Fantastic acting, a crisp and well-written script and a quick pace make “Spotlight” a terrific film.
Child abuse is always a tough topic to tackle. The delicacy of the performances and writing here bring the best values of traditional investigative reporting to the story.
Is it hard to watch? Yes, but the sickening material is handled in a factual way. Sometimes, that makes it devastating to view.
In the real story, a team of journalists from the Boston Globe discovered that Catholic leaders had suppressed evidence of child molestation, by serving priests. There have been many similar stories from around the world, but this tale is led by people whose characters grew up Catholic in Boston.
Many personal accounts surface. It’s a movie that’s longer than two hours yet it seems to rush by.

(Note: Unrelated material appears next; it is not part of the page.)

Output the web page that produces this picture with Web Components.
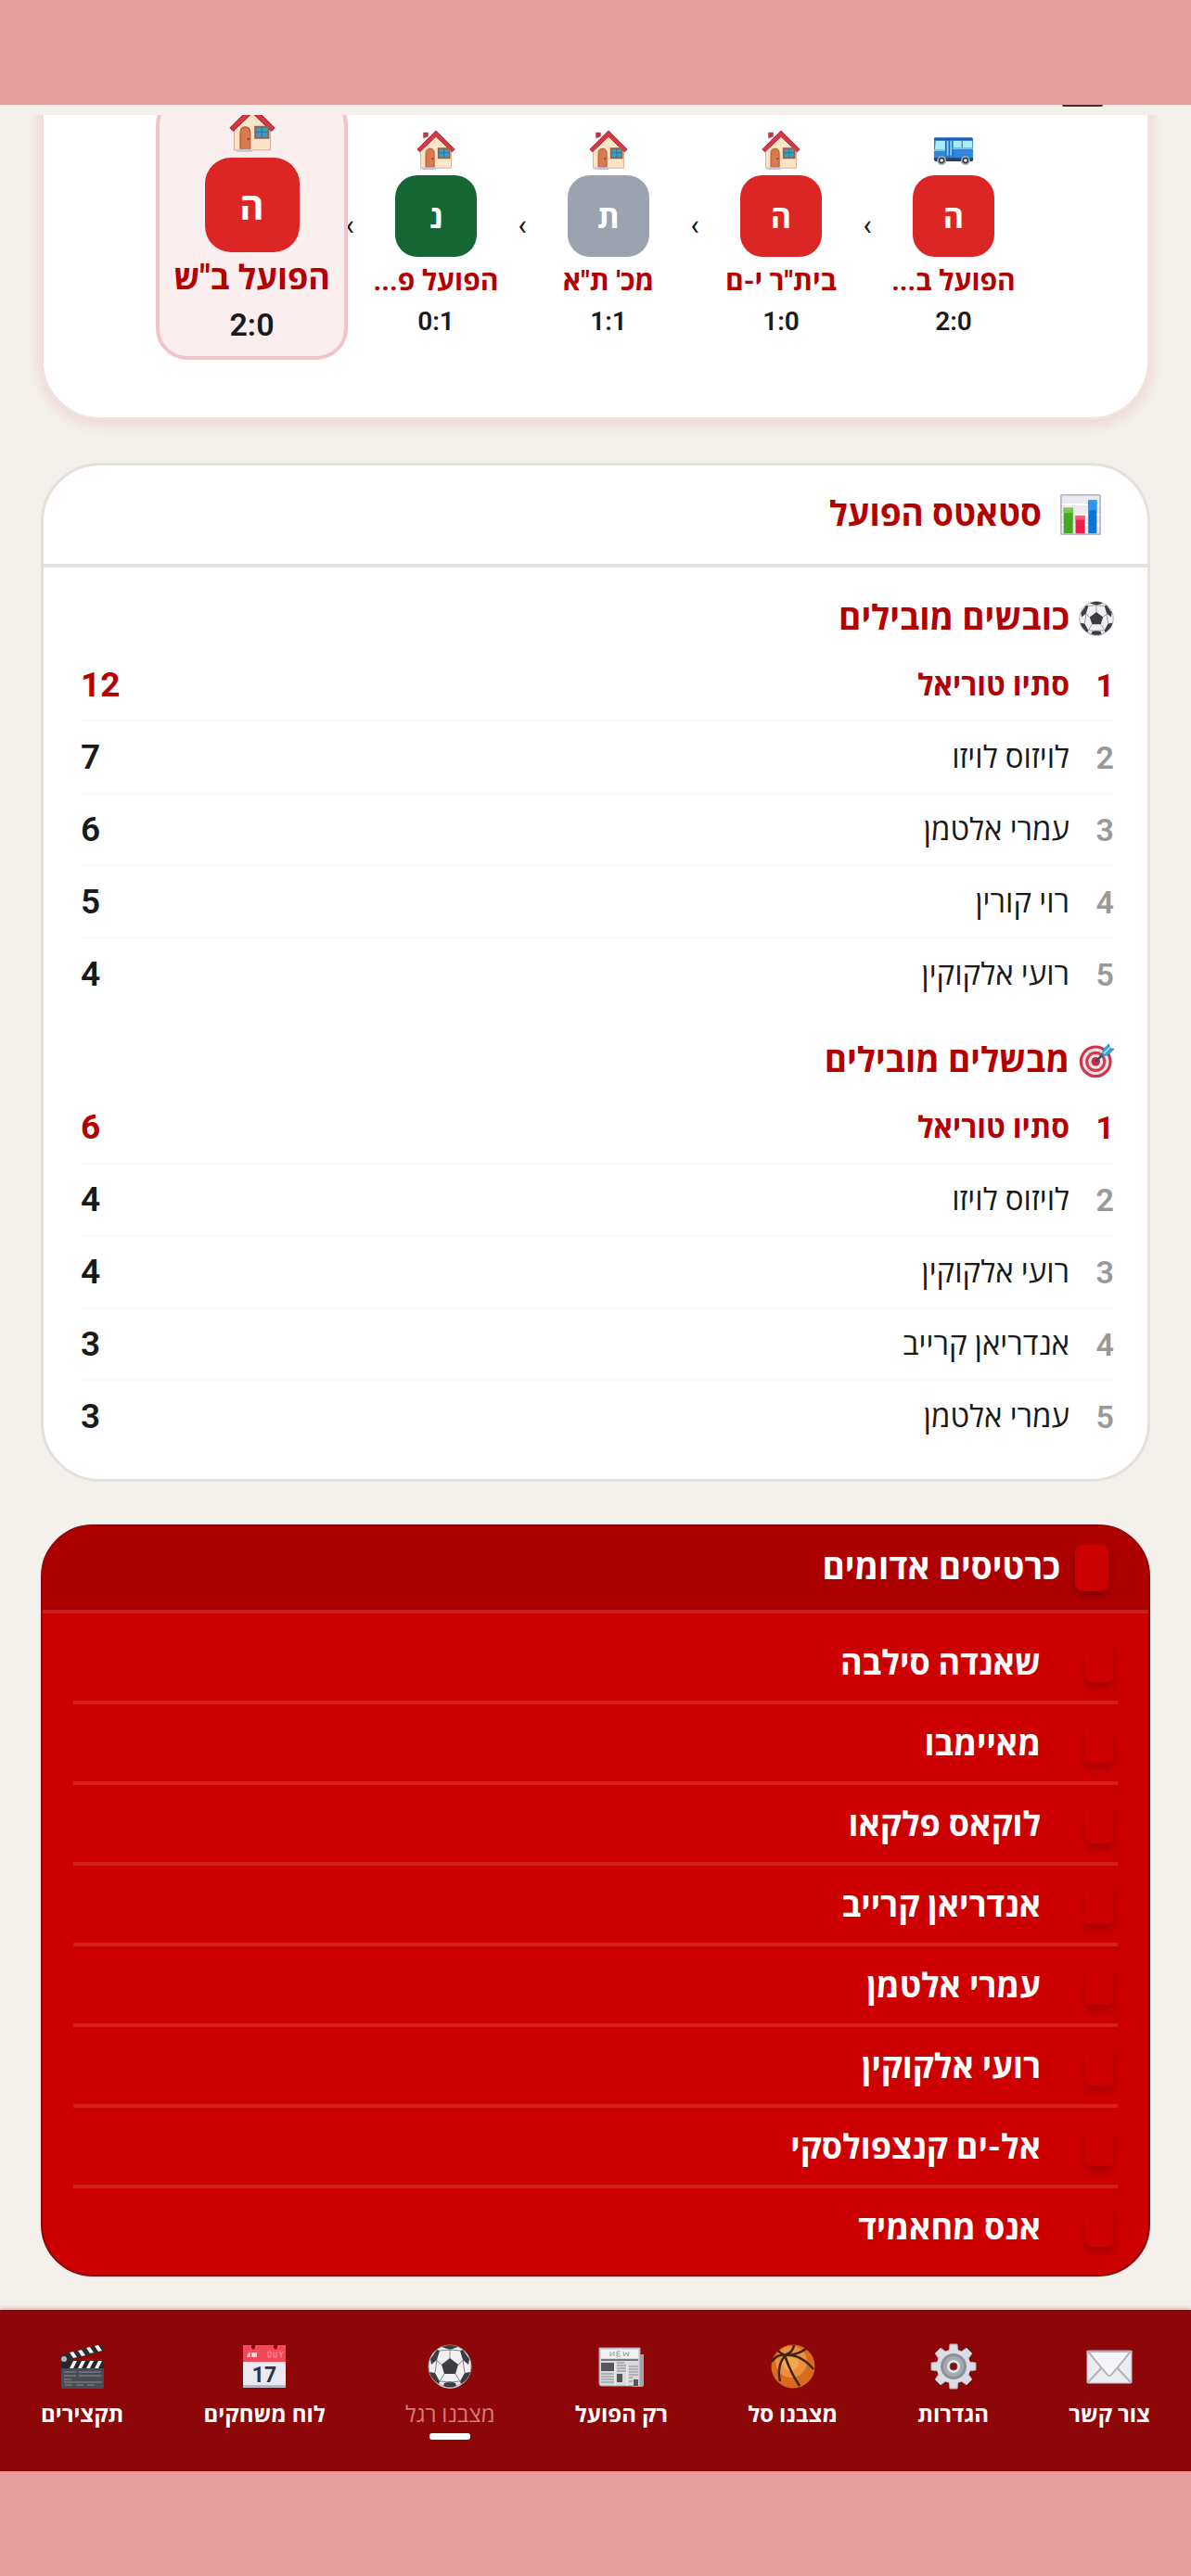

Mark Ruffalo is the heart and soul of this while Michael Keaton is the brain. Liev Shreiber, Stanley Tucci and Rachel McAdams have extraordinary scenes. Everyone here is very good, especially Len Cariou and Billy Crudup, in smaller roles.
Tom McCarthy directs and co-wrote this with Josh Singer. I have no idea how much has been changed from the true tale, but it all feels very real.
People who have worked in newsrooms will feel nostalgic for how investigative teams used to work, before corporate culture slashed costs. It could be a real news team, if everyone weren’t so improbably pretty and articulate.
It deserves a few Oscars. Do see it. It’s moving, will teach you something important and it’s very entertaining.